■ Written problem ■
Print all of the lines exactly. Any picture among them stays out.

- - - - -

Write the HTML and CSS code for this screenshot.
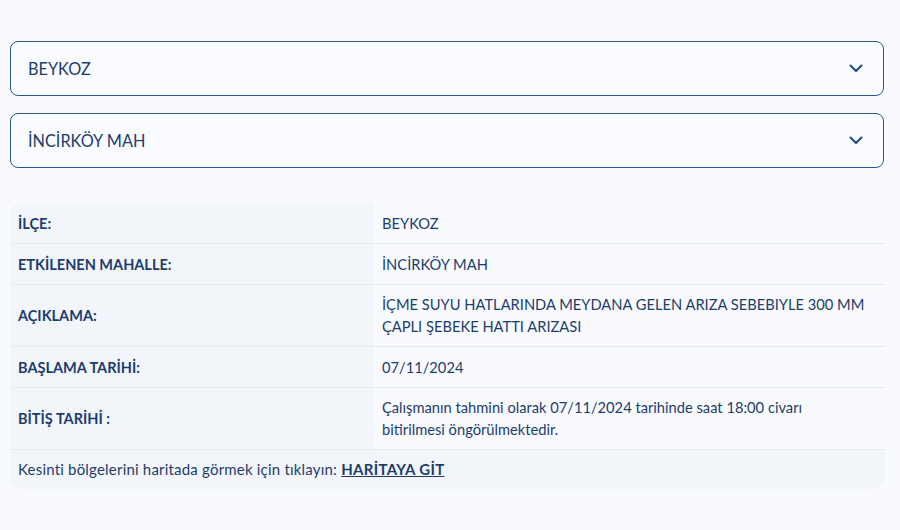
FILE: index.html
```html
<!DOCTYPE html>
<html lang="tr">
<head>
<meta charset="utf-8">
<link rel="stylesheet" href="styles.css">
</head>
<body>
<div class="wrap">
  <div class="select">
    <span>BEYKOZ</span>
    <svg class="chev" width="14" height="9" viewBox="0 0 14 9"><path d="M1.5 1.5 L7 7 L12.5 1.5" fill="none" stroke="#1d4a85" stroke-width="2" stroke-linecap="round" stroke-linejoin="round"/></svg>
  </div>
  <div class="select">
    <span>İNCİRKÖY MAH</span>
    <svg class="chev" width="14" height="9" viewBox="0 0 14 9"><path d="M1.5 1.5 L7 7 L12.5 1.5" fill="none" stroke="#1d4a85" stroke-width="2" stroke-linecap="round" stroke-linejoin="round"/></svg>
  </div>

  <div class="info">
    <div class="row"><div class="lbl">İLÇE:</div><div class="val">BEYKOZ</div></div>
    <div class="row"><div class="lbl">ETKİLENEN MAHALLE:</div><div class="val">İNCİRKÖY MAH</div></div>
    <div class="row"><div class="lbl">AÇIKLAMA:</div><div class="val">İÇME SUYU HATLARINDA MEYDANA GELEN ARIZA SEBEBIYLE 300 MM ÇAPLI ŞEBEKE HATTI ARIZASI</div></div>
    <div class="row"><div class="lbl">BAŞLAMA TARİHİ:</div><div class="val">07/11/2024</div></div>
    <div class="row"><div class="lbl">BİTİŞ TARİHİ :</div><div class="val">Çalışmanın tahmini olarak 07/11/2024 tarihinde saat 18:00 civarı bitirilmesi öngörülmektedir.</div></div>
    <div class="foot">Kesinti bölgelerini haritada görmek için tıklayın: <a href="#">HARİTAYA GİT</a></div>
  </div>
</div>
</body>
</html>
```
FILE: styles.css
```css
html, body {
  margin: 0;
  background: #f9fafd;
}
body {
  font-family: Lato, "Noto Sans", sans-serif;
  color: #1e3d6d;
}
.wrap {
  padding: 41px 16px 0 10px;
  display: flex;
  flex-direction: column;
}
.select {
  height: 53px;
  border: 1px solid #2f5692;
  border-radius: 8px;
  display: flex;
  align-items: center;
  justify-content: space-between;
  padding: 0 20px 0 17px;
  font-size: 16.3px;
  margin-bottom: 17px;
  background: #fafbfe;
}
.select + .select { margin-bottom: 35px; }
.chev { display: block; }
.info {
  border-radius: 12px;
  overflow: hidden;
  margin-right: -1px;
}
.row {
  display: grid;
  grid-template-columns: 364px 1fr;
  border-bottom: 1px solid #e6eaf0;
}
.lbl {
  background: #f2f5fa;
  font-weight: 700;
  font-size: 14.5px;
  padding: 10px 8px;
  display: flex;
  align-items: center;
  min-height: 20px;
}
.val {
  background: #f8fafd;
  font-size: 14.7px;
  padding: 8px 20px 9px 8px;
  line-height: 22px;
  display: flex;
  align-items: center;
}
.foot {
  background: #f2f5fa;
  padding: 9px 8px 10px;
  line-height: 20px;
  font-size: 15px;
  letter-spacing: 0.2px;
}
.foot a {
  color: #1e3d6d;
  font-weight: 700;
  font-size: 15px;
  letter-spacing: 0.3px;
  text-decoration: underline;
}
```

- - - - -

■ Solved problem ■
Write the HTML and CSS code for this screenshot.
FILE: index.html
```html
<!DOCTYPE html>
<html lang="tr">
<head>
<meta charset="utf-8">
<link rel="stylesheet" href="styles.css">
</head>
<body>
<div class="wrap">
  <div class="select">
    <span>BEYKOZ</span>
    <svg class="chev" width="14" height="9" viewBox="0 0 14 9"><path d="M1.5 1.5 L7 7 L12.5 1.5" fill="none" stroke="#1d4a85" stroke-width="2" stroke-linecap="round" stroke-linejoin="round"/></svg>
  </div>
  <div class="select">
    <span>İNCİRKÖY MAH</span>
    <svg class="chev" width="14" height="9" viewBox="0 0 14 9"><path d="M1.5 1.5 L7 7 L12.5 1.5" fill="none" stroke="#1d4a85" stroke-width="2" stroke-linecap="round" stroke-linejoin="round"/></svg>
  </div>

  <div class="info">
    <div class="row"><div class="lbl">İLÇE:</div><div class="val">BEYKOZ</div></div>
    <div class="row"><div class="lbl">ETKİLENEN MAHALLE:</div><div class="val">İNCİRKÖY MAH</div></div>
    <div class="row"><div class="lbl">AÇIKLAMA:</div><div class="val">İÇME SUYU HATLARINDA MEYDANA GELEN ARIZA SEBEBIYLE 300 MM ÇAPLI ŞEBEKE HATTI ARIZASI</div></div>
    <div class="row"><div class="lbl">BAŞLAMA TARİHİ:</div><div class="val">07/11/2024</div></div>
    <div class="row"><div class="lbl">BİTİŞ TARİHİ :</div><div class="val">Çalışmanın tahmini olarak 07/11/2024 tarihinde saat 18:00 civarı bitirilmesi öngörülmektedir.</div></div>
    <div class="foot">Kesinti bölgelerini haritada görmek için tıklayın: <a href="#">HARİTAYA GİT</a></div>
  </div>
</div>
</body>
</html>
```
FILE: styles.css
```css
html, body {
  margin: 0;
  background: #f9fafd;
}
body {
  font-family: Lato, "Noto Sans", sans-serif;
  color: #1e3d6d;
}
.wrap {
  padding: 41px 16px 0 10px;
  display: flex;
  flex-direction: column;
}
.select {
  height: 53px;
  border: 1px solid #2f5692;
  border-radius: 8px;
  display: flex;
  align-items: center;
  justify-content: space-between;
  padding: 0 20px 0 17px;
  font-size: 16.3px;
  margin-bottom: 17px;
  background: #fafbfe;
}
.select + .select { margin-bottom: 35px; }
.chev { display: block; }
.info {
  border-radius: 12px;
  overflow: hidden;
  margin-right: -1px;
}
.row {
  display: grid;
  grid-template-columns: 364px 1fr;
  border-bottom: 1px solid #e6eaf0;
}
.lbl {
  background: #f2f5fa;
  font-weight: 700;
  font-size: 14.5px;
  padding: 10px 8px;
  display: flex;
  align-items: center;
  min-height: 20px;
}
.val {
  background: #f8fafd;
  font-size: 14.7px;
  padding: 8px 20px 9px 8px;
  line-height: 22px;
  display: flex;
  align-items: center;
}
.foot {
  background: #f2f5fa;
  padding: 9px 8px 10px;
  line-height: 20px;
  font-size: 15px;
  letter-spacing: 0.2px;
}
.foot a {
  color: #1e3d6d;
  font-weight: 700;
  font-size: 15px;
  letter-spacing: 0.3px;
  text-decoration: underline;
}
```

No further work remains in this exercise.